Easy Diffusion v3

# filter by: [posts | worklogs]

Jan 18, 2026

Started the long-pending rewrite of Easy Diffusion’s server code. v4 intends to replace the Python (and PyTorch) based server with a simple C++ version. The reason for rewriting the server in C++ is to achieve sub-second startup time for the UI, and to reduce the download size (won’t need to distribute Python along with Easy Diffusion) or mess with conda/venv etc. And it’s also something that I want to do for personal taste, i.e. de-bloating what doesn’t need to be bloated.

Jan 8, 2026

Tags: easydiffusion, sdkit, worklog

For Z-Image, the performance of the stock version of chromaForge is poorer than sd.cpp’s. Mainly because chromaForge isn’t able to run the smaller gguf quantized models that sd.cpp is able to run (chromaForge fails with the errors that I was fixing yesterday).

If I really want to push through with this, it would be good to fix the remaining issues with gguf models in chromaForge. Only then can the performance be truly compared (in order to decide whether to release this into ED 3.5). I want to compare the performance of the smaller gguf models, because that’s what ED’s users will run typically.

Jan 7, 2026

Tags: easydiffusion, sdkit, worklog

Worked on fixing Z-Image support in ED’s fork of chromaForge (a fork of Forge WebUI). Fixed a number of integration issues. It’s now crashing on a matrix multiplication error, which looks like an incorrectly transposed matrix (mostly due to reading the weights in the wrong order).

I’ll try to install a stock version of chromaForge to see its raw performance with Z-Image (and whether it’s worth pursuing the integration), and also use it to help investigate the matrix multiplication error (and any future errors).

Dec 25, 2025

Tags: worklog, easydiffusion

Collecting the worklog over the past few weeks.
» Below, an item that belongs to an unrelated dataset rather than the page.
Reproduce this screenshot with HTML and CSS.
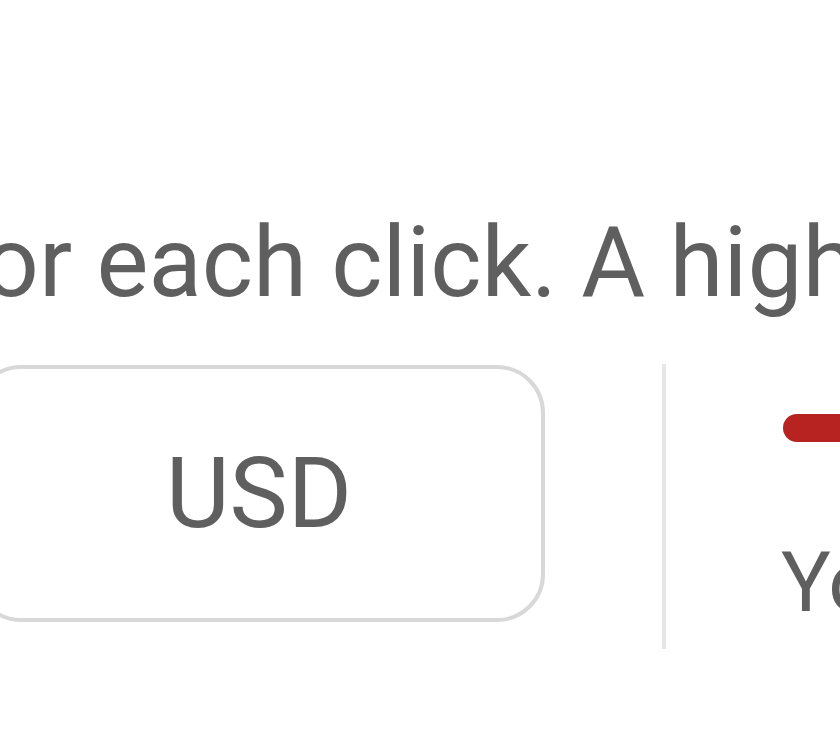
FILE: index.html
```html
<!DOCTYPE html>
<html lang="en">
<head>
<meta charset="utf-8">
<title>Bid</title>
<link rel="stylesheet" href="styles.css">
</head>
<body>
<div class="page">
  <p class="lead">or each click. A higher bid can improve your ad position.</p>
  <div class="row">
    <div class="currency">USD</div>
    <div class="divider"></div>
    <div class="side">
      <div class="bar"></div>
      <p class="note">Your bid is below the suggested range</p>
    </div>
  </div>
</div>
</body>
</html>
```
FILE: styles.css
```css
html, body {
  margin: 0;
  padding: 0;
  background: #ffffff;
  overflow: hidden;
}
body {
  width: 840px;
  height: 740px;
  font-family: Roboto, "Noto Sans", sans-serif;
  color: #5f5f5f;
}
.page {
  margin-left: -27px;
  width: 2000px;
}
.lead {
  margin: 205px 0 0 10px;
  font-size: 98px;
  line-height: 116px;
  white-space: nowrap;
}
.row {
  display: flex;
  column-gap: 117px;
  margin-top: 43px;
}
.currency {
  flex: none;
  box-sizing: border-box;
  width: 572px;
  height: 257px;
  margin-top: 1px;
  border: 4px solid #d8d8d8;
  border-radius: 48px;
  display: flex;
  align-items: center;
  justify-content: center;
  font-size: 98px;
}
.divider {
  flex: none;
  width: 4px;
  background: #e6e6e6;
}
.side {
  flex: none;
  padding: 50px 0 17px;
  width: 800px;
}
.bar {
  height: 28px;
  border-radius: 14px;
  background: #b62320;
}
.note {
  margin: 91px 0 0 -2px;
  font-size: 83px;
  line-height: 99px;
  white-space: nowrap;
}
```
Enabled Flash-Attention and CPU offloading by default in sdkit3 (i.e. Easy Diffusion v4).
Added optional VAE tiling (and VAE tile size configuration) via config.yaml in Easy Diffusion v4.
Created Easy Diffusion’s fork of Forge WebUI, in order to apply the patches required to run with ED. And also to try adding new features like Z-Image (which are missing in the seemingly-abandoned main Forge repo).
Improved the heuristics used for killing and restarting the backend child process, since /ping requests are unreliable if the backend is under heavy load.
Merged a few PRs (1 2) for torchruntime that improve support for pinning pre-cu128 torch versions and fix the order of detection of DirectML and CUDA (prefers CUDA).
Added progress bars when downloading v4 backend artifacts.

Nov 7, 2025

Tags: ml, compiler, onnx, ggml, sdkit, worklog

Wrote a simple script to convert ONNX to GGML. It auto-generates C++ code that calls the corresponding ggml functions (for each ONNX operator). This file can then be compiled and run like a normal C++ ggml program, and will produce the same results as the original model in PyTorch.

The generated file can work on multiple backends: CPU, CUDA, ROCm, Vulkan, Metal etc, by providing the correct compiler flags during cmake -B, e.g. -D GGML_CUDA=1 for CUDA.

Sep 1, 2025

Tags: easydiffusion, admin, worklog

Cleared the backlog of stale issues on ED’s github repo. This brought down the number of open issues from ~350 to 74.

A number of those suggestions and issues are already being tracked on my task board. The others had either been fixed, or were really old (i.e. not relevant to reply anymore).

While I’d have genuinely wanted to solve all of those unresolved issues, I was on a break from this project for nearly 1.5 years, so unfortunately it is what it is.

Jan 28, 2025

Tags: easydiffusion, sdkit, freebird, worklog

Continued to test and fix issues in sdkit, after the change to support DirectML. The change is fairly intrusive, since it removes direct references to torch.cuda with a layer of abstraction.

Fixed a few regressions, and it now passes all the regression tests for CPU and CUDA support (i.e. existing users). Will test for DirectML next, although it will fail (with out-of-memory) for anything but the simplest tests (since DirectML is quirky with memory allocation).